The glaring warning that isn’t as much said by the author as it’s felt throughout, is “consider the depths of human depravity when God is removed from the order of creation.” In all our human progress, in all the advancement of technology and addressing of policies, of glory in liberation and equality… the fly in the ointment.. human sin, evil. We can pretend it’s not there, we can distract and praise ourselves through propaganda, but when push comes to shove, we humans are desperately capable of the worst atrocities, each one of us, when left to our own devices.
I promised myself I wouldn’t get into the book, or politics. I just wanted to simply update my blog with the joys of this season, the gratitude in my heart. I think rooting ourselves in history, like watering a thirsty plan, only ushers in more perspective and thanks. I am not living in 1934 Russia, I am not one of the poor Jews in Hitler’s camps. I’m living in freedom, in comfort, in health, and I have absolute confidence in the material incarnation of our Creator 2,000 years ago. The more I understand human history, the greater my faith is growing, and resting into this place of hope.

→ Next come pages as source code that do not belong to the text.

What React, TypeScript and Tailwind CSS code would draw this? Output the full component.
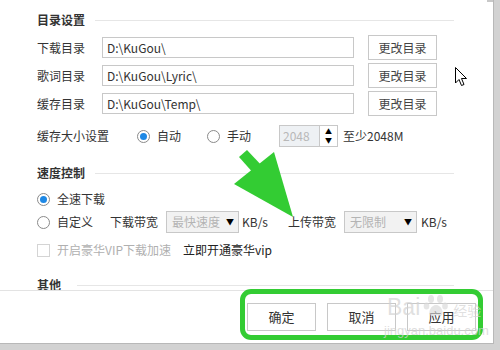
import React from "react";

const font = { fontFamily: '"Noto Sans CJK SC", "Noto Sans", sans-serif' };

function Header({ title, gap }: { title: string; gap: string }) {
  return (
    <div className="flex items-center h-[16px] pr-[39px]">
      <span className="text-[12px] font-bold text-[#333] leading-[16px]">{title}</span>
      <div className={`flex-1 h-px bg-[#e6e6e6] ${gap}`} />
    </div>
  );
}

function DirRow({ label, value, first }: { label: string; value: string; first?: boolean }) {
  return (
    <div className={`flex items-center h-[25px] ${first ? "mt-[7px]" : "mt-[3px]"}`}>
      <span className="w-[65px] text-[12px] text-[#333]">{label}</span>
      <div className="w-[252px] h-[21px] border border-[#c8c8c8] flex items-center pl-[4px] text-[12px] text-[#333]">
        {value}
      </div>
      <button className="ml-[14px] w-[69px] h-[25px] border border-[#c8c8c8] bg-white text-[12px] text-[#444]">
        更改目录
      </button>
    </div>
  );
}

function Radio({ checked }: { checked?: boolean }) {
  return (
    <span className="w-[13px] h-[13px] rounded-full border border-[#8a8a8a] bg-white flex items-center justify-center shrink-0">
      {checked && <span className="w-[7px] h-[7px] rounded-full bg-[#1e88e5]" />}
    </span>
  );
}

function Select({ value, width }: { value: string; width: string }) {
  return (
    <div className={`${width} h-[22px] border border-[#c8c8c8] bg-[#f2f2f2] flex items-center justify-between pl-[5px] pr-[4px]`}>
      <span className="text-[12px] text-[#b4b4b4]">{value}</span>
      <span className="text-[8px] text-black">▼</span>
    </div>
  );
}

export default function App() {
  return (
    <div className="w-[500px] h-[350px] bg-[#d2d2d2] relative overflow-hidden" style={font}>
      <div className="w-[494px] h-[344px] bg-white border-r border-b border-[#b8b8b8] flex flex-col">
        {/* scroll area */}
        <div className="h-[291px] border-b border-[#e3e3e3] overflow-hidden pl-[37px] pt-[12px] shrink-0">
          <Header title="目录设置" gap="ml-[10px]" />
          <DirRow label="下载目录" value="D:\KuGou\" first />
          <DirRow label="歌词目录" value="D:\KuGou\Lyric\" />
          <DirRow label="缓存目录" value="D:\KuGou\Temp\" />

          <div className="flex items-center h-[22px] mt-[9px] text-[12px] text-[#333]">
            <span className="w-[100px]">缓存大小设置</span>
            <Radio checked />
            <span className="ml-[7px] w-[50px]">自动</span>
            <Radio />
            <span className="ml-[7px] w-[52px]">手动</span>
            <div className="w-[59px] h-[22px] border border-[#c8c8c8] flex">
              <div className="flex-1 bg-[#eef1f4] text-[#b8b8b8] pl-[3px] leading-[20px]">2048</div>
              <div className="w-[18px] border-l border-[#c8c8c8] flex flex-col items-center justify-center text-[7px] leading-[9px] text-black">
                <span>▲</span>
                <span>▼</span>
              </div>
            </div>
            <span className="ml-[5px]">至少2048M</span>
          </div>

          <div className="mt-[18px]">
            <Header title="速度控制" gap="ml-[10px]" />
          </div>

          <div className="flex items-center h-[16px] mt-[10px] text-[12px] text-[#333]">
            <Radio checked />
            <span className="ml-[7px]">全速下载</span>
          </div>

          <div className="flex items-center h-[22px] mt-[4px] text-[12px] text-[#333]">
            <Radio />
            <span className="ml-[7px] w-[53px]">自定义</span>
            <span className="w-[56px]">下载带宽</span>
            <Select value="最快速度" width="w-[73px]" />
            <span className="ml-[3px] w-[46px]">KB/s</span>
            <span className="w-[56px]">上传带宽</span>
            <Select value="无限制" width="w-[73px]" />
            <span className="ml-[4px]">KB/s</span>
          </div>

          <div className="flex items-center h-[16px] mt-[9px] text-[12px]">
            <span className="w-[13px] h-[13px] border border-[#d4d4d4] bg-white shrink-0" />
            <span className="ml-[7px] w-[126px] text-[#b0b0b0]">开启豪华VIP下载加速</span>
            <span className="text-[#222]">立即开通豪华vip</span>
          </div>

          <div className="mt-[19px]">
            <Header title="其他" gap="ml-[16px]" />
          </div>
        </div>

        {/* footer */}
        <div className="flex justify-end gap-[11px] pr-[17px] pt-[12px]">
          <button className="w-[69px] h-[28px] border border-[#c8c8c8] bg-white text-[13px] text-[#333]">确定</button>
          <button className="w-[69px] h-[28px] border border-[#c8c8c8] bg-white text-[13px] text-[#333]">取消</button>
          <button className="w-[69px] h-[28px] border border-[#c8c8c8] bg-white text-[13px] text-[#333]">应用</button>
        </div>
      </div>

      {/* scrollbar remnant */}
      <div className="absolute left-[487px] top-0 w-[6px] h-[2px] bg-[#c8c8c8]" />

      {/* green highlight */}
      <div className="absolute left-[240px] top-[289px] w-[243px] h-[51px] border-[5px] border-[#33cc33] rounded-[11px]" />

      {/* green arrow */}
      <svg className="absolute left-0 top-0" width="500" height="350" viewBox="0 0 500 350">
        <polygon points="239,157 247,150 263,167 255,175" fill="#33cc33" />
        <polygon points="234,184 274,152 293,217" fill="#33cc33" />
      </svg>

      {/* mouse cursor */}
      <svg className="absolute left-[455px] top-[67px]" width="14" height="20" viewBox="0 0 14 20">
        <path d="M0.5 0.5 L0.5 16 L4 12.5 L6.5 18.5 L9 17.5 L6.5 11.5 L11.5 11.5 Z" fill="white" stroke="black" strokeWidth="1" strokeLinejoin="round" />
      </svg>

      {/* watermark */}
      <div className="absolute left-[387px] top-[294px] flex items-end text-[rgba(210,210,210,0.7)] leading-none pointer-events-none">
        <span className="text-[23px]" style={{ fontFamily: '"Liberation Sans", sans-serif' }}>Bai</span>
        <svg className="ml-[3px] mb-[1px]" width="26" height="24" viewBox="0 0 26 24">
          <g fill="rgba(215,215,215,0.65)">
            <ellipse cx="8" cy="5" rx="3" ry="4" />
            <ellipse cx="17" cy="5" rx="3" ry="4" />
            <ellipse cx="3.5" cy="12" rx="2.8" ry="3.5" />
            <ellipse cx="22" cy="12" rx="2.8" ry="3.5" />
            <path d="M13 11 C8 11 5 18 7 21 C9 23 12 21 13 21 C14 21 17 23 19 21 C21 18 18 11 13 11 Z" />
          </g>
        </svg>
        <span className="text-[14px] ml-[4px] mb-[2px]">经验</span>
      </div>
      <div
        className="absolute left-[384px] top-[321px] text-[13px] text-[rgba(210,210,210,0.75)] pointer-events-none"
        style={{ fontFamily: '"Liberation Sans", sans-serif' }}
      >
        jingyan.baidu.com
      </div>
    </div>
  );
}
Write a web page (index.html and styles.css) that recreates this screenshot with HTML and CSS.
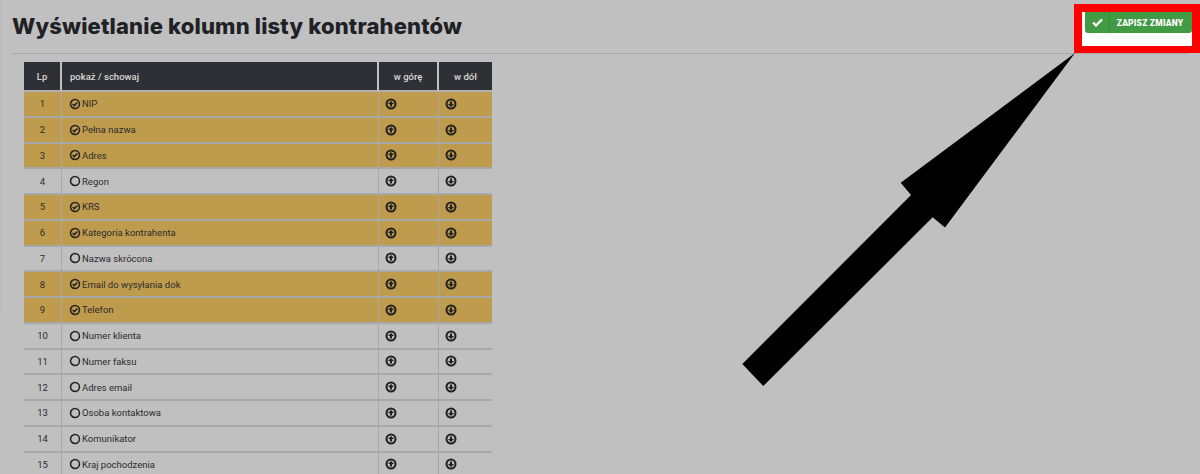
FILE: index.html
```html
<!DOCTYPE html>
<html lang="pl">
  <head>
    <meta charset="UTF-8" />
    <title>Wyświetlanie kolumn listy kontrahentów</title>
    <link rel="stylesheet" href="styles.css">
  </head>
  <body>
    <svg width="0" height="0" class="defs">
      <symbol id="i-on" viewBox="0.5 0.5 11 11">
        <circle cx="6" cy="6" r="4.1" fill="none" stroke="currentColor" stroke-width="1.4" />
        <path d="M3.9 6l1.5 1.5 2.8-2.8" fill="none" stroke="currentColor" stroke-width="1.4" />
      </symbol>
      <symbol id="i-off" viewBox="0.5 0.5 11 11">
        <circle cx="6" cy="6" r="4.1" fill="none" stroke="currentColor" stroke-width="1.4" />
      </symbol>
      <symbol id="i-up" viewBox="0.5 0.5 11 11">
        <circle cx="6" cy="6" r="4.1" fill="none" stroke="currentColor" stroke-width="1.9" />
        <path d="M6 3.2L8.8 6H7v2.4H5V6H3.2z" fill="currentColor" />
      </symbol>
      <symbol id="i-down" viewBox="0.5 0.5 11 11">
        <circle cx="6" cy="6" r="4.1" fill="none" stroke="currentColor" stroke-width="1.9" />
        <path d="M6 8.8L3.2 6H5V3.6h2V6h1.8z" fill="currentColor" />
      </symbol>
    </svg>

    <header class="top">
      <h1>Wyświetlanie kolumn listy kontrahentów</h1>
    </header>

    <table class="cols">
      <thead>
        <tr><th class="c-lp">Lp</th><th class="c-name">pokaż / schowaj</th><th class="c-up">w górę</th><th class="c-down">w dół</th></tr>
      </thead>
      <tbody id="rows"></tbody>
    </table>

    <div class="callout">
      <button class="save" type="button">
        <span class="save-icon">
          <svg width="11" height="9" viewBox="0 0 11 9"><path d="M1 4.5l3 3 6-6" fill="none" stroke="#fff" stroke-width="2.4" /></svg>
        </span>
        <span class="save-label">ZAPISZ ZMIANY</span>
      </button>
    </div>

    <svg class="arrow" width="1200" height="474" viewBox="0 0 1200 474">
      <polygon points="1075,53 945,227.5 932.7,217.3 763.3,386 742.3,364 911,195 900.7,182.7" />
    </svg>

    <script>
      const rows = [
        ['NIP', 1], ['Pełna nazwa', 1], ['Adres', 1], ['Regon', 0], ['KRS', 1],
        ['Kategoria kontrahenta', 1], ['Nazwa skrócona', 0], ['Email do wysyłania dok', 1],
        ['Telefon', 1], ['Numer klienta', 0], ['Numer faksu', 0], ['Adres email', 0],
        ['Osoba kontaktowa', 0], ['Komunikator', 0], ['Kraj pochodzenia', 0],
      ]
      const icon = (name) => `<svg class="ico"><use href="#i-${name}"></use></svg>`
      document.getElementById('rows').innerHTML = rows
        .map(([label, on], i) => `<tr class="${on ? 'on' : ''}">
          <td class="c-lp">${i + 1}</td>
          <td class="c-name"><span class="pick">${icon(on ? 'on' : 'off')}${label}</span></td>
          <td class="c-up">${icon('up')}</td>
          <td class="c-down">${icon('down')}</td>
        </tr>`)
        .join('')
    </script>
  </body>
</html>
```

FILE: styles.css
```css
html,
body {
  height: 474px;
  overflow: hidden;
}

body {
  margin: 0;
  background: #c0c0c0;
  color: #2b2b2b;
  font-family: Roboto, "Liberation Sans", sans-serif;
  font-size: 9.5px;
}

/* edge of the side panel behind the dimmed page */
body::before {
  content: "";
  position: absolute;
  top: 0;
  left: 1px;
  width: 1px;
  height: 312px;
  background: #b6b6b6;
}

.defs {
  position: absolute;
}

.top {
  margin: 0 12px;
  height: 54px;
  box-sizing: border-box;
  border-bottom: 1px solid #a9a9a9;
}

h1 {
  margin: 0;
  padding-top: 13px;
  font-family: Inter, Roboto, sans-serif;
  font-size: 22px;
  line-height: 27px;
  font-weight: 800;
  letter-spacing: 0.17px;
  color: #1f2126;
}

.cols {
  margin: 8px 0 0 24px;
  width: 468px;
  border-collapse: separate;
  border-spacing: 0;
  table-layout: fixed;
}

.cols th,
.cols td {
  box-sizing: border-box;
}

.cols th {
  height: 30px;
  padding: 0;
  background: #2f3036;
  color: #d8d8d8;
  font-weight: 500;
  font-size: 9.5px;
  border-right: 2px solid #c0c0c0;
  border-bottom: 2px solid #b0b0b0;
}

.cols th:last-child {
  border-right: 0;
}

.cols td {
  height: 25.75px;
  padding: 0;
  text-align: center;
  border-right: 1px solid #a8a8a8;
  border-bottom: 2px solid #a8a8a8;
}

.cols td:last-child {
  border-right: 0;
}

.on td {
  background: #bf9b4e;
}

.c-lp {
  width: 38px;
}

.c-up {
  width: 60px;
}

.c-down {
  width: 53px;
}

.cols th.c-name {
  text-align: left;
  padding-left: 8px;
}

.cols td.c-name {
  text-align: left;
  padding-left: 7px;
}

.cols td.c-up,
.cols td.c-down {
  text-align: left;
  padding-left: 6px;
}

.pick {
  display: flex;
  align-items: center;
  gap: 1px;
}

.ico {
  display: block;
  width: 12px;
  height: 12px;
  color: #222;
}

.callout {
  position: absolute;
  top: 4px;
  left: 1074px;
  width: 126px;
  height: 49px;
  box-sizing: border-box;
  border: 8px solid #fe0000;
  border-bottom-width: 7px;
  background: #fff;
}

.save {
  display: flex;
  align-items: stretch;
  width: 107px;
  height: 21px;
  margin: 0 0 0 3px;
  padding: 0;
  border: 0;
  border-radius: 0 0 3px 3px;
  background: #419a44;
  color: #fff;
  font-family: Roboto, "Liberation Sans", sans-serif;
}

.save-icon {
  display: flex;
  align-items: center;
  justify-content: center;
  width: 24px;
  border-right: 1px solid #368a3a;
}

.save-label {
  flex: 1;
  align-self: center;
  padding-right: 2px;
  font-size: 8.5px;
  font-weight: 900;
  letter-spacing: 0.2px;
}

.arrow {
  position: absolute;
  top: 0;
  left: 0;
  pointer-events: none;
}
```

One day, I believe, I hope, I will have the time and space to write more about this. The Gospel, for me personally, has taken on so much more weight in the past season. I’m investing now, and feel the Spirit nudging me away from sharing too much, of trying to add my voice to the myriad of sounds pummeling the inter-webs. God is doing so much in my heart, re-focusing, shifting and forming my perspectives, motivations. It’s really quite wild! You and I will have to wait for what that looks like. For now, a lot of reading, the dust is kicked up quite high, and I have this feeling it’s going to get even thicker. I’m ok with the disorientation, in a strange way, learning, when you don’t have a prescribed or identifiable end-game or ideology to defend, is really where it’s at. It’s actually insatiable, the more we learn, truly the more we realize we’ve just scratched the surface.

Well, there I went, off on another tangent. I’m hoping to send out a little Christmas thank you to our supporters next week. We don’t have a large group of ongoing partners, but they are such generous, and genuine people. Thank you Jesus for the body of Christ. Deb and I have kept in touch with the crew in Rzyschiv, but also trying to really give space for everyone’s growth as well, dealing with their own issues, making their own decisions. It’s a new season for many of us. Our new building had the roof finally up, so it will not sit through the winter months and hopefully we can get rolling on it in the Spring. Widows ministry continues to serve in many villages, among all our partners. I received a wonderful update from my friend Raphael, who visited my little babushka Galia this week – she wanted to pass on that she is loving the MP3 Audio Bible and Music, I’m so glad she figured it out! I gave her a training tutorial before I left, and she just was giggling and not really paying attention (I thought).. but it’s so cool to know that she’s hearing the Word of God and being encouraged. These ladies are so alone, in these old Ukrainian houses in the middle of forests and dark dusty streets. Jesus shine upon their hearts, break into their days, and nights. Warm them each with your love. You are our hope, the hope of the nations indeed.